**INSTRUCTIONS TO FOLLOW:**
Which lines below hold the word "full"? Report each one.

::::

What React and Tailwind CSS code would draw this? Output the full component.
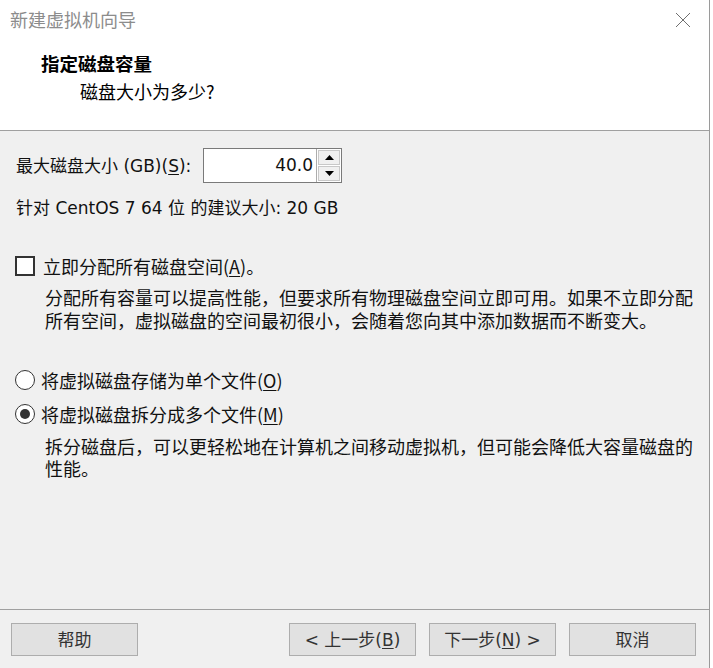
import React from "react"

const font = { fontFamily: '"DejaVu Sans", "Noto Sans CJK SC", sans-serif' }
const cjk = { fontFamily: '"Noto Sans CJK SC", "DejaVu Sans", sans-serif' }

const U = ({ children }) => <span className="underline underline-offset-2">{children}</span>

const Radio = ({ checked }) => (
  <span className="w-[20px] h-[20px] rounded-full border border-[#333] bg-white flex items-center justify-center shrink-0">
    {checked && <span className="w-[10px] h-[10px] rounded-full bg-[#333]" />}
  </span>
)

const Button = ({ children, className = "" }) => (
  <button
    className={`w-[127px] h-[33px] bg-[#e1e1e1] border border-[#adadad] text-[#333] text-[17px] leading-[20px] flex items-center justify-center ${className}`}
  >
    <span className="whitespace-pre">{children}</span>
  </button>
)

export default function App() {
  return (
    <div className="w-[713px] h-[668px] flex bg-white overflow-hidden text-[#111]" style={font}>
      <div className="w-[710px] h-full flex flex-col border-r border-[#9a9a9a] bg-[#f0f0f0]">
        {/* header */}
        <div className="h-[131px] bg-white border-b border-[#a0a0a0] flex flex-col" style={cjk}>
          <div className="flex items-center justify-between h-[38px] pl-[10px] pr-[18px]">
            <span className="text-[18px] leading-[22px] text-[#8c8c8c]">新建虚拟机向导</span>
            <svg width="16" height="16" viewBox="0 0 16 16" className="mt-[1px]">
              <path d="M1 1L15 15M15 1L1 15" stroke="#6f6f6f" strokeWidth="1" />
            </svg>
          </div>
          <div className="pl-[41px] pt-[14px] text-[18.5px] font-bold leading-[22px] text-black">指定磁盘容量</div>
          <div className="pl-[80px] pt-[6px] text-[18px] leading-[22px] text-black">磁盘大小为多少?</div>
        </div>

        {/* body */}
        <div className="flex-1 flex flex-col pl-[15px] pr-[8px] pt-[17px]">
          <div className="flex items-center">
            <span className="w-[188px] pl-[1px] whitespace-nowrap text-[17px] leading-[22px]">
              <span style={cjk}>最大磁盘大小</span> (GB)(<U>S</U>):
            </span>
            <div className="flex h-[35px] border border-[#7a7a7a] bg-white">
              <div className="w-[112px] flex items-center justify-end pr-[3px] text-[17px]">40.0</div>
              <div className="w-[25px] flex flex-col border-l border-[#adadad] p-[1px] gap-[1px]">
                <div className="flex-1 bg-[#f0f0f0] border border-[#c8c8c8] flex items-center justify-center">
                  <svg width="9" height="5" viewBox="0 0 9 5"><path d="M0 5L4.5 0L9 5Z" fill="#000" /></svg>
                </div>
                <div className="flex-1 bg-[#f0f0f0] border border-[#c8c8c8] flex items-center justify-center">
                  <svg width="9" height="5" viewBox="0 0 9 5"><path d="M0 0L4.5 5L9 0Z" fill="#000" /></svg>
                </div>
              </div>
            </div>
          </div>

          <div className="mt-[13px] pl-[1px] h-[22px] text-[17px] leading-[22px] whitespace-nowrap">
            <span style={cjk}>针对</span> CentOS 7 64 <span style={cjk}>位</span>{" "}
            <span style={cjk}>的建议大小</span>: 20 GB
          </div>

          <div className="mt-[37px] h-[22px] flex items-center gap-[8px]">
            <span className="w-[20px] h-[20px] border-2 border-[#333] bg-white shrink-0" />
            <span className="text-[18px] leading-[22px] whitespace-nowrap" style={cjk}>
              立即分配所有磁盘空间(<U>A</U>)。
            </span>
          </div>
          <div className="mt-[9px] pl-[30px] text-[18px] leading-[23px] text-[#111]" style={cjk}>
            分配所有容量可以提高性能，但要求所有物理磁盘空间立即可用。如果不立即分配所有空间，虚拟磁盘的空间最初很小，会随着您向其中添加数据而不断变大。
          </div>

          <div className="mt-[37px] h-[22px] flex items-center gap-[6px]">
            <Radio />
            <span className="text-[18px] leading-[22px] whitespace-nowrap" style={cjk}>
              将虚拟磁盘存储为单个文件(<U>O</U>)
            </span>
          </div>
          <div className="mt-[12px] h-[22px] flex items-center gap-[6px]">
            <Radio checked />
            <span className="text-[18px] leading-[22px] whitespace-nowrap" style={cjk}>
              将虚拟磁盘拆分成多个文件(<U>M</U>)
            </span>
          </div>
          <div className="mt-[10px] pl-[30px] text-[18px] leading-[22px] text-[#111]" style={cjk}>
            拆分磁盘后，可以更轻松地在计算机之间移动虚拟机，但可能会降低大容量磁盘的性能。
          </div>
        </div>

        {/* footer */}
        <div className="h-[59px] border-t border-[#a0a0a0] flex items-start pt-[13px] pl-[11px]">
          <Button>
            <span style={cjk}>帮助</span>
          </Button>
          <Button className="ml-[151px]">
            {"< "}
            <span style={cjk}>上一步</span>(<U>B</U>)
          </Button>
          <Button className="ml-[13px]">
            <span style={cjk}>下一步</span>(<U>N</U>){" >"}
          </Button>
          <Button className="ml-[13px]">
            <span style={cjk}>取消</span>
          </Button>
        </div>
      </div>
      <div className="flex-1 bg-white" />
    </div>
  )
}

::::

**ANSWER TO THE TASK:**
What React and Tailwind CSS code would draw this? Output the full component.
  <span className="w-[20px] h-[20px] rounded-full border border-[#333] bg-white flex items-center justify-center shrink-0">
    {checked && <span className="w-[10px] h-[10px] rounded-full bg-[#333]" />}
      <div className="w-[710px] h-full flex flex-col border-r border-[#9a9a9a] bg-[#f0f0f0]">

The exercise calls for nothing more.